**Goal**
Every line that holds "React" should be shown.

**Data shown**
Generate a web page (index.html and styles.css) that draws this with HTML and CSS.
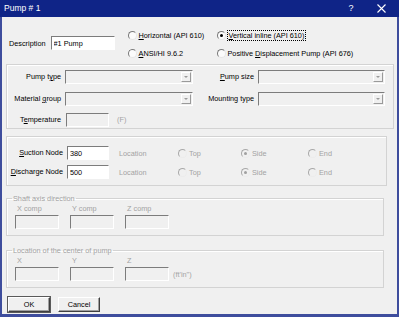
FILE: index.html
```html
<!DOCTYPE html>
<html lang="en">
<head>
    <meta charset="UTF-8">
    <title>Pump # 1</title>
    <link rel="stylesheet" href="styles.css">
</head>
<body>
    <div class="dialog">
        <div class="titlebar">
            <span class="title">Pump # 1</span>
            <span class="tb-btn tb-help">?</span>
            <span class="tb-btn tb-close">
                <svg width="9" height="9" viewBox="0 0 9 9"><path d="M0.5 0.5 L8.5 8.5 M8.5 0.5 L0.5 8.5" stroke="#fff" stroke-width="1.1" fill="none"/></svg>
            </span>
        </div>
        <div class="client">
            <div class="top">
                <label class="desc">Description <input class="field white" value="#1 Pump"></label>
                <div class="types">
                    <label class="radio"><span class="dot"></span><span><u>H</u>orizontal (API 610)</span></label>
                    <label class="radio"><span class="dot on"></span><span class="focus"><u>V</u>ertical inline (API 610)</span></label>
                    <label class="radio"><span class="dot"></span><span><u>A</u>NSI/HI 9.6.2</span></label>
                    <label class="radio"><span class="dot"></span><span>Positive <u>D</u>isplacement Pump (API 676)</span></label>
                </div>
            </div>

            <div class="group props">
                <span class="lbl">Pump t<u>y</u>pe</span>
                <div class="combo"><span class="drop"></span></div>
                <span class="lbl"><u>P</u>ump size</span>
                <div class="combo"><span class="drop"></span></div>

                <span class="lbl">Material <u>g</u>roup</span>
                <div class="combo"><span class="drop"></span></div>
                <span class="lbl">Mounting type</span>
                <div class="combo"><span class="drop"></span></div>

                <span class="lbl">T<u>e</u>mperature</span>
                <div class="temp">
                    <input class="field temp-in" disabled>
                    <span class="dim">(F)</span>
                </div>
            </div>

            <div class="group nodes">
                <span class="lbl"><u>S</u>uction Node</span>
                <input class="field white node-in" value="380">
                <span class="dim loc">Location</span>
                <label class="radio dim"><span class="dot"></span>Top</label>
                <label class="radio dim"><span class="dot on"></span>Side</label>
                <label class="radio dim"><span class="dot"></span>End</label>

                <span class="lbl"><u>D</u>ischarge Node</span>
                <input class="field white node-in" value="500">
                <span class="dim loc">Location</span>
                <label class="radio dim"><span class="dot"></span>Top</label>
                <label class="radio dim"><span class="dot on"></span>Side</label>
                <label class="radio dim"><span class="dot"></span>End</label>
            </div>

            <fieldset class="box">
                <legend>Shaft axis direction</legend>
                <div class="coords">
                    <span class="dim">X comp</span>
                    <span class="dim">Y comp</span>
                    <span class="dim">Z comp</span>
                    <input class="field" disabled>
                    <input class="field" disabled>
                    <input class="field" disabled>
                </div>
            </fieldset>

            <fieldset class="box box-last">
                <legend>Location of the center of pump</legend>
                <div class="coords">
                    <span class="dim">X</span>
                    <span class="dim">Y</span>
                    <span class="dim">Z</span>
                    <input class="field" disabled>
                    <input class="field" disabled>
                    <div class="with-unit">
                        <input class="field" disabled>
                        <span class="dim">(ft'in")</span>
                    </div>
                </div>
            </fieldset>

            <div class="buttons">
                <button class="btn default">OK</button>
                <button class="btn">Cancel</button>
            </div>
        </div>
    </div>
</body>
</html>
```

FILE: styles.css
```css
body {
    margin: 0;
    font-family: "Liberation Sans", Arial, sans-serif;
    font-size: 7.3px;
    line-height: 9px;
    color: #000;
    background: #f0f0f0;
}
.dialog {
    width: 399px;
    height: 317px;
    display: flex;
    flex-direction: column;
    background: #f0f0f0;
}

/* barra de titulo */
.titlebar {
    height: 17px;
    display: flex;
    align-items: center;
    background: #0f2487;
    color: #fff;
    padding: 0 3px 0 4px;
    flex-shrink: 0;
}
.title {
    font-size: 8.5px;
}
.tb-btn {
    width: 30px;
    height: 17px;
    display: flex;
    align-items: center;
    justify-content: center;
}
.tb-help {
    margin-left: auto;
    font-size: 9px;
}

.client {
    flex: 1;
    border: 2px solid #3e4d9d;
    border-top: 0;
    border-bottom-width: 3px;
}

/* controles comunes */
u {
    text-decoration: underline;
    text-underline-offset: 1px;
}
.field {
    box-sizing: border-box;
    height: 14px;
    margin: 0;
    padding: 0 2px;
    border: 1px solid;
    border-color: #7c7c7c #ffffff #ffffff #7c7c7c;
    background: #f0f0f0;
    font: inherit;
    color: #000;
    outline: none;
}
.field.white {
    background: #fff;
}
.dim {
    color: #a3a3a3;
}
.radio {
    display: flex;
    align-items: center;
    gap: 2px;
    white-space: nowrap;
}
.dot {
    box-sizing: border-box;
    width: 9px;
    height: 9px;
    border-radius: 50%;
    border: 1px solid;
    border-color: #7a7a7a #e6e6e6 #e6e6e6 #7a7a7a;
    background: #fbfbfb;
    display: flex;
    align-items: center;
    justify-content: center;
    flex-shrink: 0;
}
.dot.on::after {
    content: "";
    width: 3px;
    height: 3px;
    border-radius: 50%;
    background: #000;
}
.dim .dot {
    border-color: #a8a8a8 #ececec #ececec #a8a8a8;
    background: #f0f0f0;
}
.dim .dot.on::after {
    background: #a0a0a0;
}
.focus {
    outline: 1px dotted #000;
    padding: 0 1px;
}

/* cabecera */
.top {
    display: flex;
    height: 47px;
    padding-left: 7px;
}
.desc {
    display: flex;
    align-items: center;
    gap: 5px;
    height: 14px;
    margin-top: 19px;
}
.desc .field {
    width: 64px;
}
.types {
    display: grid;
    grid-template-columns: 89px auto;
    grid-auto-rows: 9px;
    row-gap: 9px;
    margin-top: 14px;
    margin-left: 13px;
}

/* grupos */
.group {
    box-sizing: border-box;
    border: 1px solid #d3d3d3;
    box-shadow: inset 1px 1px #fff;
}
.lbl {
    text-align: right;
    line-height: 14px;
    white-space: nowrap;
}
.props {
    margin: 0 3px 0 4px;
    height: 65px;
    padding-top: 5px;
    display: grid;
    grid-template-columns: 54px 128px 57px 127px;
    grid-template-rows: 22px 21px 14px;
    column-gap: 4px;
    align-items: start;
}
.combo {
    box-sizing: border-box;
    height: 14px;
    border: 1px solid;
    border-color: #7c7c7c #ffffff #ffffff #7c7c7c;
    display: flex;
    justify-content: flex-end;
    align-items: center;
    padding-right: 1px;
}
.drop {
    box-sizing: border-box;
    width: 10px;
    height: 10px;
    border: 1px solid;
    border-color: #ffffff #9a9a9a #9a9a9a #ffffff;
    display: flex;
    align-items: center;
    justify-content: center;
}
.drop::after {
    content: "";
    border-left: 2px solid transparent;
    border-right: 2px solid transparent;
    border-top: 2px solid #9a9a9a;
}
.temp {
    display: flex;
    align-items: center;
    gap: 8px;
    padding-left: 1px;
    line-height: 14px;
}
.temp-in {
    width: 43px;
}

.nodes {
    margin: 7px 10px 0 4px;
    height: 50px;
    padding-top: 9px;
    display: grid;
    grid-template-columns: 56px 46px 69px 63px 67px auto;
    grid-template-rows: 14px 14px;
    row-gap: 5px;
    align-items: center;
}
.node-in {
    width: 42px;
    margin-left: 4px;
}
.loc {
    padding-left: 10px;
}

/* cuadros con leyenda */
.box {
    margin: 8px 13px 0 4px;
    padding: 1px 0 6px 5px;
    border: 1px solid #d3d3d3;
    box-shadow: inset 1px 1px #fff;
    min-width: 0;
}
.box-last {
    margin-top: 10px;
}
.box legend {
    padding: 0 1px;
    color: #a3a3a3;
    line-height: 9px;
}
.coords {
    display: grid;
    grid-template-columns: 44px 44px auto;
    column-gap: 11px;
    row-gap: 2px;
    margin-left: 3px;
}
.coords > span {
    padding-left: 2px;
}
.coords .field {
    width: 44px;
}
.with-unit {
    display: flex;
    align-items: center;
    gap: 4px;
}

/* botones */
.buttons {
    display: flex;
    gap: 8px;
    padding-left: 6px;
    margin-top: 9px;
}
.btn {
    box-sizing: border-box;
    width: 42px;
    height: 15px;
    padding: 0;
    font: inherit;
    background: #f0f0f0;
    border: 1px solid;
    border-color: #ffffff #404040 #404040 #ffffff;
    box-shadow: inset -1px -1px #a0a0a0;
}
.btn.default {
    outline: 1px solid #5a5a5a;
    outline-offset: 0;
}
```
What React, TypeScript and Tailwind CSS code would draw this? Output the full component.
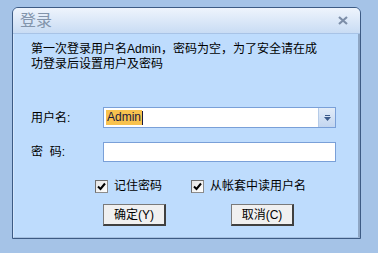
import React from 'react'

const font = { fontFamily: '"Liberation Sans", "Noto Sans CJK SC", sans-serif' }

function Check({ label }: { label: string }) {
  return (
    <label className="flex items-center gap-[6px] text-[12px] leading-[14px] text-black">
      <span className="w-[13px] h-[13px] bg-gradient-to-br from-[#e4e4e4] to-white border border-[#8c8c8c] border-t-[#6e6e6e] border-l-[#6e6e6e] flex items-center justify-center">
        <svg width="9" height="9" viewBox="0 0 9 9">
          <path d="M1 4.5 L3.5 7 L8 1.5" stroke="#000" strokeWidth="2" fill="none" />
        </svg>
      </span>
      {label}
    </label>
  )
}

function Btn({ children }: { children: React.ReactNode }) {
  return (
    <button className="w-[63px] h-[22px] bg-[#f0f0f0] border border-[#7a7a7a] border-r-2 border-b-2 border-r-[#404040] border-b-[#404040] text-[12px] leading-[14px] text-black flex items-center justify-center">
      {children}
    </button>
  )
}

export default function App() {
  return (
    <div className="w-[378px] h-[253px] bg-[#a5c3e7] pt-[7px] pl-[12px]" style={font}>
      <div className="w-[349px] h-[232px] border border-[#3d5b84] rounded-t-[6px] overflow-hidden flex flex-col">
        {/* Title bar */}
        <div className="h-[26px] bg-gradient-to-b from-[#eef4fc] to-[#c9dcf4] border-b border-[#a8c3e6] flex items-center pl-[7px] pr-[12px]">
          <span className="text-[16px] leading-[18px] text-[#8294ab] flex-1">登录</span>
          <svg width="10" height="9" viewBox="0 0 10 9">
            <path d="M1 1 L9 8 M9 1 L1 8" stroke="#7d8ea8" strokeWidth="2.2" />
          </svg>
        </div>

        {/* Body */}
        <div className="flex-1 bg-[#bedcfd] border-l border-[#d3e6fd] border-r-2 border-r-[#8ea6c4] border-b border-b-[#a6c0e0] pl-[17px] pt-[8px]">
          <p className="text-[12px] leading-[15px] text-black w-[310px]">
            第一次登录用户名Admin，密码为空，为了安全请在成<br />功登录后设置用户及密码
          </p>

          <div className="mt-[35px] flex items-center">
            <span className="w-[72px] text-[12px] leading-[14px] text-black">用户名:</span>
            <div className="w-[233px] h-[21px] bg-white border border-[#7aa0d8] flex items-center">
              <div className="flex-1 flex items-center pl-[2px]">
                <span className="bg-[#f8c24e] text-[#1a1a40] text-[12px] leading-[15px] px-[1px]">Admin</span>
                <span className="w-[1px] h-[14px] bg-[#1a1a40]" />
              </div>
              <div className="w-[17px] h-full bg-gradient-to-b from-[#e2ecf8] to-[#c3d6f0] border-l border-[#b5cbe8] flex flex-col items-center justify-center gap-[1px]">
                <span className="w-[5px] h-[1px] bg-[#3d5b8a]" />
                <svg width="7" height="4" viewBox="0 0 7 4">
                  <path d="M0 0 L7 0 L3.5 4 Z" fill="#3d5b8a" />
                </svg>
              </div>
            </div>
          </div>

          <div className="mt-[14px] flex items-center">
            <span className="w-[72px] text-[12px] leading-[14px] text-black">密&nbsp;&nbsp;码:</span>
            <div className="w-[233px] h-[20px] bg-white border border-[#7aa0d8]" />
          </div>

          <div className="mt-[17px] flex items-center pl-[64px] gap-[29px]">
            <Check label="记住密码" />
            <Check label="从帐套中读用户名" />
          </div>

          <div className="mt-[11px] flex pl-[72px] gap-[65px]">
            <Btn>确定(Y)</Btn>
            <Btn>取消(C)</Btn>
          </div>
        </div>
      </div>
    </div>
  )
}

**Task output**
What React, TypeScript and Tailwind CSS code would draw this? Output the full component.
import React from 'react'
function Btn({ children }: { children: React.ReactNode }) {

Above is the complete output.